Tuesday, April 28, 2009
My Great Aunt lived in the house that I was exploring in the Koroit Series, which formed part of the body of work These are the things that hold me here, (a house, a vessel, as shell, a ring). I always remember her sitting on the same chair, which had a patchwork crochet rug over it. She seemed to be framed by the rug.
Nancy Mairs, in an essay "Reading Houses; Writing Lives" writes:
The body is a dwelling place, as the Anglo Saxons knew in naming it BANHUS (bonehouse) and LICHAMA ( bodyhome), and the homeliness of it's nature is even livelier for a woman than for a man... And it is as a body that one inhabits the past and it inhabits one's body...

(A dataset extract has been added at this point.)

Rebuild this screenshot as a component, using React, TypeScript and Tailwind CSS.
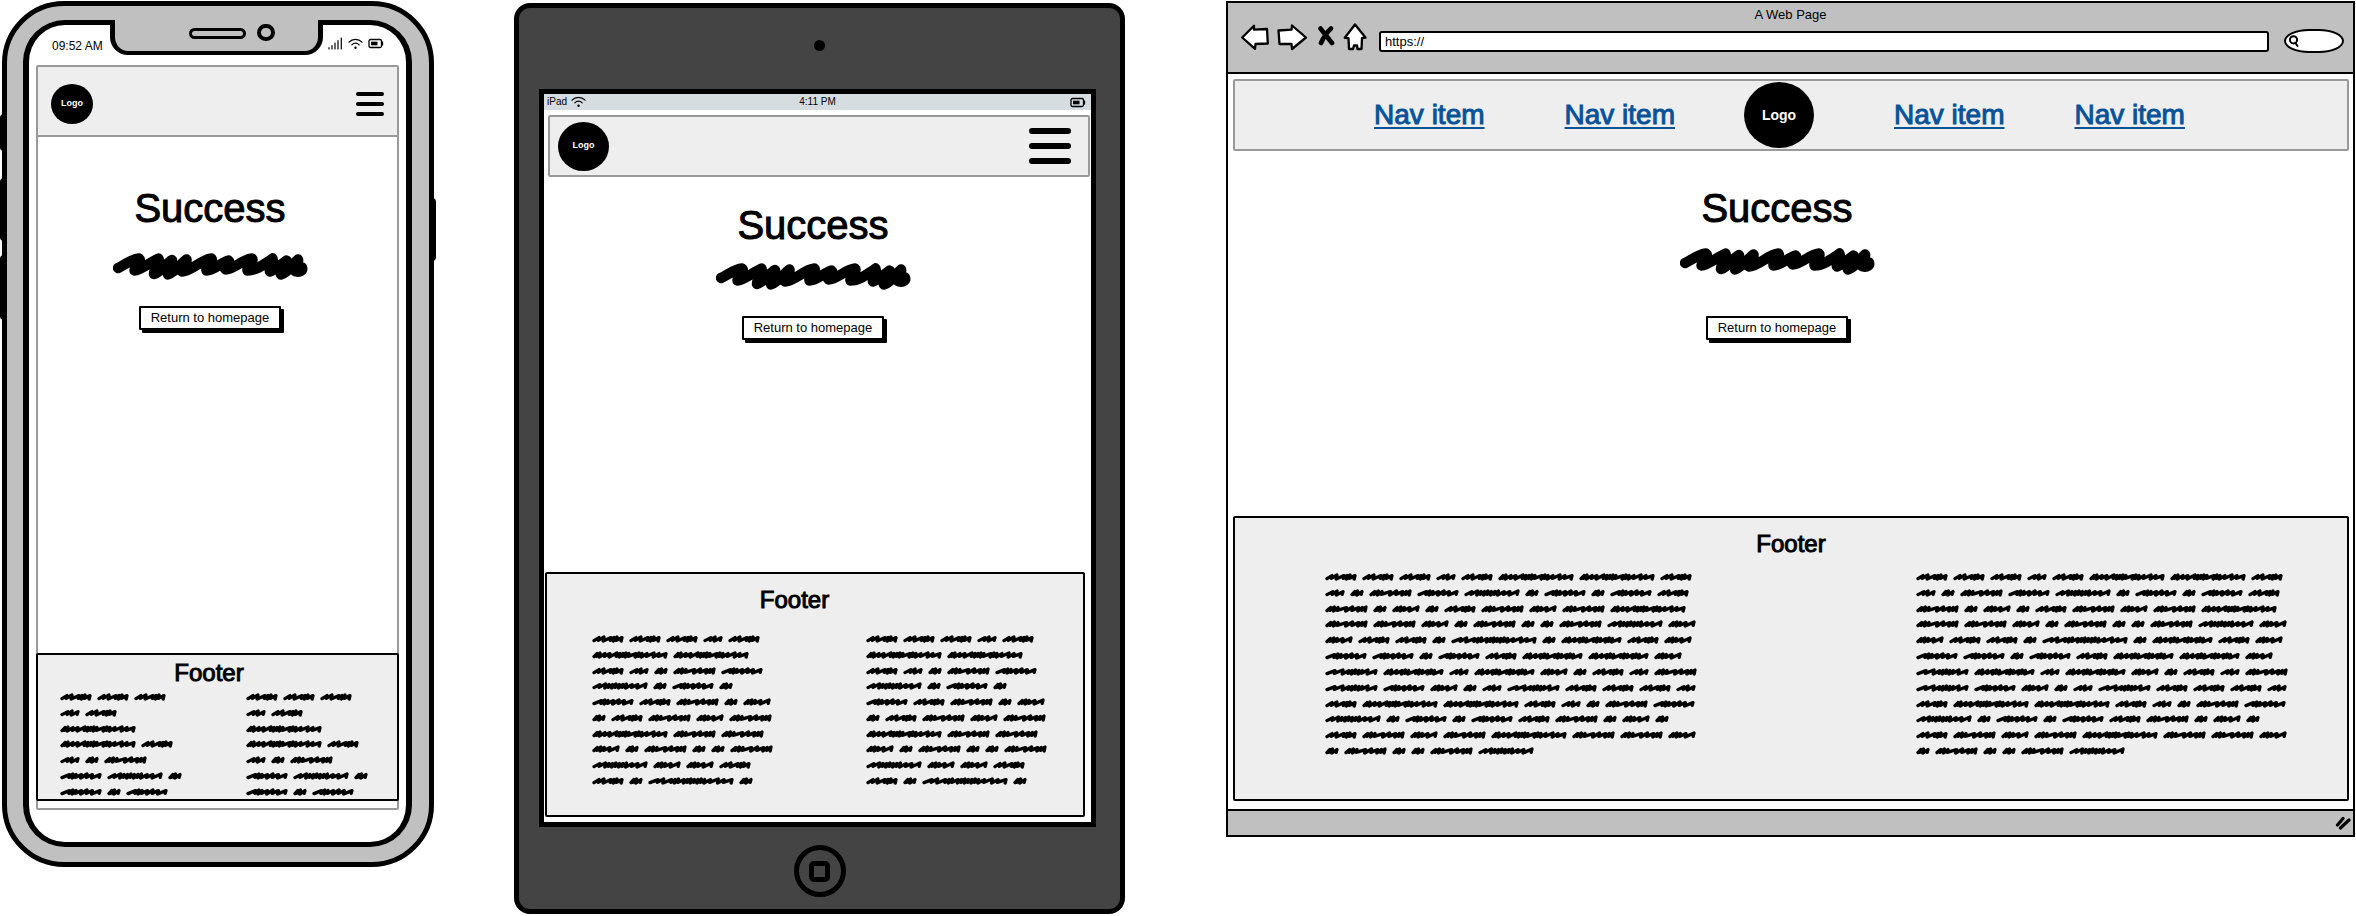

...But over and beyond our memories, the house that we were born in is psychically inscribed in us. It is a group of organic habits...The word habit is too worn a word to express this passionate liaison of our bodies, which do not forget, with an unforgettable house.
Mairs goes on to state:
Bachelard tells us, memory "does not record concrete duration"; rather, "we think we know ourselves in time, when all we know is a sequence of fixations in the spaces of the being's stability." Memory itself is essentially spatial...
In the same article Mairs quotes Maurice Merleau-Ponty:
...to give the past not a survival, which is the hypocritical form of forgetfulness, but a new life, which is the noble form of memory.